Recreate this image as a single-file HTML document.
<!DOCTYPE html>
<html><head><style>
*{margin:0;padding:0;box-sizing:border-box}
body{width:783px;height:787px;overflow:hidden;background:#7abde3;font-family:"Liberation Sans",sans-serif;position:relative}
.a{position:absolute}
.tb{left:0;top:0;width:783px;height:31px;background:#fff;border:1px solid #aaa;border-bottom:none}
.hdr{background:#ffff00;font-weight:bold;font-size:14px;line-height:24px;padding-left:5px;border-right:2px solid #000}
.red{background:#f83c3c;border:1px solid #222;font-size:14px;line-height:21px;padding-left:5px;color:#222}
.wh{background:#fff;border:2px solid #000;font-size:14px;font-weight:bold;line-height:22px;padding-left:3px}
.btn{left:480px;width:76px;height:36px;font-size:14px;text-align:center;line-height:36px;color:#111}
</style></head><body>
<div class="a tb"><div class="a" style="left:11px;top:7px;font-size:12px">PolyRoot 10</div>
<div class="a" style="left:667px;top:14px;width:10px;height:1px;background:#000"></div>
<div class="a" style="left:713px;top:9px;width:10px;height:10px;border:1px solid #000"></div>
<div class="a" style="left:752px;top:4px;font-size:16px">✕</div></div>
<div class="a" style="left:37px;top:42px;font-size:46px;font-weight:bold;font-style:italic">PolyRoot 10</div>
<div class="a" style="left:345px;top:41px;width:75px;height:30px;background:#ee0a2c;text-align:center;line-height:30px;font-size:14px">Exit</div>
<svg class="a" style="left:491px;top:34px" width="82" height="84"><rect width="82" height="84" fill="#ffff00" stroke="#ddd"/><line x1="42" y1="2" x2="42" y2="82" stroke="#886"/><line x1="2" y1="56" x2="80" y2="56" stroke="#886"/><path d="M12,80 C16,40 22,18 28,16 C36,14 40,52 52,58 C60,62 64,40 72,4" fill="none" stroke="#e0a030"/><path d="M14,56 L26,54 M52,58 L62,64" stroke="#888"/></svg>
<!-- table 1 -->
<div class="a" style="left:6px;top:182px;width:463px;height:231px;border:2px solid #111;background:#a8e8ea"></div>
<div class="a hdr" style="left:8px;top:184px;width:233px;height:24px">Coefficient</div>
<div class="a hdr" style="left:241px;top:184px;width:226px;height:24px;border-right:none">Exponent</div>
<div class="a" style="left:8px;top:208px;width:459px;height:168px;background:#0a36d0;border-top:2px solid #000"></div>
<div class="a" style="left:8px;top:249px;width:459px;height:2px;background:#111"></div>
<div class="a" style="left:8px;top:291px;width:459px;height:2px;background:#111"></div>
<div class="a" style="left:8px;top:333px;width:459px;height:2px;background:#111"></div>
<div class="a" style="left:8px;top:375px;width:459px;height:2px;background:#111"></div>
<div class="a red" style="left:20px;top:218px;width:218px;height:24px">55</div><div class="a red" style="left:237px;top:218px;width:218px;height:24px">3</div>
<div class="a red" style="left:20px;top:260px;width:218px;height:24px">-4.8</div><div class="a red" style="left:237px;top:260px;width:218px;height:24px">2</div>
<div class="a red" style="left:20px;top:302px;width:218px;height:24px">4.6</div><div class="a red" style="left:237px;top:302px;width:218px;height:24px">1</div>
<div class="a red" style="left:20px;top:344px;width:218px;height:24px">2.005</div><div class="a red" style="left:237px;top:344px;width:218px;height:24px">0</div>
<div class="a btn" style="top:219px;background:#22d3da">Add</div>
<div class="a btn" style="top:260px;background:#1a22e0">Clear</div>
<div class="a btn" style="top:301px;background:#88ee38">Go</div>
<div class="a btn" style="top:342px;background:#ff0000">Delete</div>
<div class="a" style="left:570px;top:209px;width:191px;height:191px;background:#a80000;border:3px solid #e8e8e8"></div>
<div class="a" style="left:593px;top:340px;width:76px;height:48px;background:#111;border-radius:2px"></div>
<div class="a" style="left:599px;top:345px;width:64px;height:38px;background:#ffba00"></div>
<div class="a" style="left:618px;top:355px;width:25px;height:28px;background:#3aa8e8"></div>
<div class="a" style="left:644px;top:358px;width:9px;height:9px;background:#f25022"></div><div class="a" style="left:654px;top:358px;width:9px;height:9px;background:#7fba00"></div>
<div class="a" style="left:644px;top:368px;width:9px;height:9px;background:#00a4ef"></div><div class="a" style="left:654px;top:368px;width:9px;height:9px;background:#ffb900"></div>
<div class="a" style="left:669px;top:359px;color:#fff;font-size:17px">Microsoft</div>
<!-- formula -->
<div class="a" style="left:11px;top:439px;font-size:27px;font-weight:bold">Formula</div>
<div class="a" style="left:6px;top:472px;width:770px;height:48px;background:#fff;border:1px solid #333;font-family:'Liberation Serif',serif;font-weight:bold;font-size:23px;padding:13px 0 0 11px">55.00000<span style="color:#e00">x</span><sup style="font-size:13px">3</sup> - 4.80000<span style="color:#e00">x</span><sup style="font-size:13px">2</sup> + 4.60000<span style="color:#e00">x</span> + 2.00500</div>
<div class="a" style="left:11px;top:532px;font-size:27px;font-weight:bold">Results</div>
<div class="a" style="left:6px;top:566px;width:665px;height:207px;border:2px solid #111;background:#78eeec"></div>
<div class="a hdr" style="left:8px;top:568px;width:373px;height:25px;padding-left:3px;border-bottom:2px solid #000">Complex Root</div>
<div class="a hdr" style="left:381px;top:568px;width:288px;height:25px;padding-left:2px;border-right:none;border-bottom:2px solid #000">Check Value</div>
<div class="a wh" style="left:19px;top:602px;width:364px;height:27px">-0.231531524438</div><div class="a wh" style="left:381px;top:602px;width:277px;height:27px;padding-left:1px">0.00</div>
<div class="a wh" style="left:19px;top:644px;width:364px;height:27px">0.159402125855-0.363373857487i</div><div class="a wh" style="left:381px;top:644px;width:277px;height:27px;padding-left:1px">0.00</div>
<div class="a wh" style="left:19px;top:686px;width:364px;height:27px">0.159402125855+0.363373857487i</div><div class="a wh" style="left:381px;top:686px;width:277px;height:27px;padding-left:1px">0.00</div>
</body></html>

• • • •

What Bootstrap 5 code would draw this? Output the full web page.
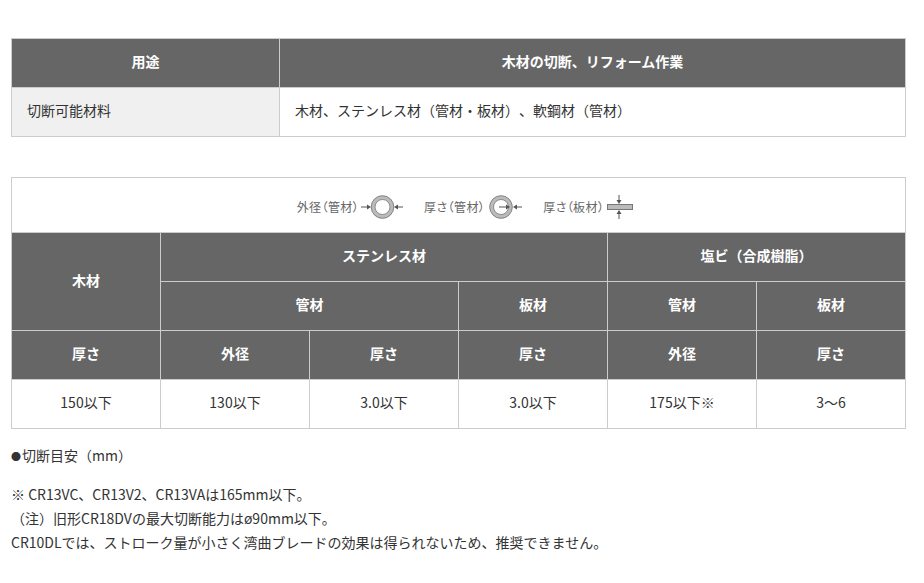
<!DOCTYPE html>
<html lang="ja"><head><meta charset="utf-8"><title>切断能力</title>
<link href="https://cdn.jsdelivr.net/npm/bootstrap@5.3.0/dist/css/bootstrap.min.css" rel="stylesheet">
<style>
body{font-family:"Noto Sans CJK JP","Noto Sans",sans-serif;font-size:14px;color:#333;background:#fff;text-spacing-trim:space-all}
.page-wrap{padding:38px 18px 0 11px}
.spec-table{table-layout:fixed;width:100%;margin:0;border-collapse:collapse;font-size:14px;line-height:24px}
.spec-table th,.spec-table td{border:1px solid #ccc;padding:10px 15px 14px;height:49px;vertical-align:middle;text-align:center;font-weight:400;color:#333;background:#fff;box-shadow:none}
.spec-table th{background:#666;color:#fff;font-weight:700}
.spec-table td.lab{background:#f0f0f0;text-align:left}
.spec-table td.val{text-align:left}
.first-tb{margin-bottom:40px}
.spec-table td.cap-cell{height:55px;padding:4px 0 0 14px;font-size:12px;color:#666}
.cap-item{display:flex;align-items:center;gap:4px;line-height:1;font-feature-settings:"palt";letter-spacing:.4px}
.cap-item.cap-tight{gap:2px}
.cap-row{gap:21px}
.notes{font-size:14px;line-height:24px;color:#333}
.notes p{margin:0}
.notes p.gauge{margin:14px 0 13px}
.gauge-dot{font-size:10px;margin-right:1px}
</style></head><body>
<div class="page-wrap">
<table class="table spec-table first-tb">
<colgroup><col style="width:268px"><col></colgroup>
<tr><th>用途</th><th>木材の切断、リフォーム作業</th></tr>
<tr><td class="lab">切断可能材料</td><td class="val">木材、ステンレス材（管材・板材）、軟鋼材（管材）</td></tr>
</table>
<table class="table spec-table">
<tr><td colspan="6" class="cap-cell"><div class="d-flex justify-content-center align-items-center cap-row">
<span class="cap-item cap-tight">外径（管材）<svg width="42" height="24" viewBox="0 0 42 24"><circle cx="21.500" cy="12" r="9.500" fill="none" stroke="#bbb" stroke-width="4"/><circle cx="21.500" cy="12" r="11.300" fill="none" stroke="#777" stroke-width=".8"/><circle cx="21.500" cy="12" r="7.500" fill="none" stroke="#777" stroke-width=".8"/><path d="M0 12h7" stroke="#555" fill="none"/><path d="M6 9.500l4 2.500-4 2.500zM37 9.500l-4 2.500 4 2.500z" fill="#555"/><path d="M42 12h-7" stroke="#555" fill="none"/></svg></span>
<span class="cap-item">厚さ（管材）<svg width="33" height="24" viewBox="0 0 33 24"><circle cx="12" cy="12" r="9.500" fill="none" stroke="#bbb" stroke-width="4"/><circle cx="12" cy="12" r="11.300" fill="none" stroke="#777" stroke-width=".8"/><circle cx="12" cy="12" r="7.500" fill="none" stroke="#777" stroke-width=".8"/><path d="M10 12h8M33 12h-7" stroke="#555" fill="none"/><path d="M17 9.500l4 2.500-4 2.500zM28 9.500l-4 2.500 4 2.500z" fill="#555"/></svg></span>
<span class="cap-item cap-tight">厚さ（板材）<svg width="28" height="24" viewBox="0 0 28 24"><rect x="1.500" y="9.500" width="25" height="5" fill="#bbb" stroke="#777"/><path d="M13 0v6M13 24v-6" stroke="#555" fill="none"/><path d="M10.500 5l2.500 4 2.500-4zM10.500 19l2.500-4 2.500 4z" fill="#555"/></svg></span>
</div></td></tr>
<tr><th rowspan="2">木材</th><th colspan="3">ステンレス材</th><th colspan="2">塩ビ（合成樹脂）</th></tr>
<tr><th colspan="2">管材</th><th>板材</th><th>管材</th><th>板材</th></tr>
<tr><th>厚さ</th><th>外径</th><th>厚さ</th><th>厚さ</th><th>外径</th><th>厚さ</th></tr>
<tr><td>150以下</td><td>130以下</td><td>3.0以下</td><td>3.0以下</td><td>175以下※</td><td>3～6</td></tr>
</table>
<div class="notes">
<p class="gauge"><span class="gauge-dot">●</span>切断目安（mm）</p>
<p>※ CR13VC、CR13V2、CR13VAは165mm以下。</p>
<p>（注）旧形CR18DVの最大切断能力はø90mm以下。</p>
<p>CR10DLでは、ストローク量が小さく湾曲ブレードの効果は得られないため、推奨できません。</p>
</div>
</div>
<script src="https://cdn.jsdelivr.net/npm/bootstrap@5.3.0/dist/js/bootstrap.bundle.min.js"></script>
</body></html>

• • • •

> _TO DO_
State how many lines of the listing include the word "this". Reply with the number alone.

> _EXERCISE ANSWER_
2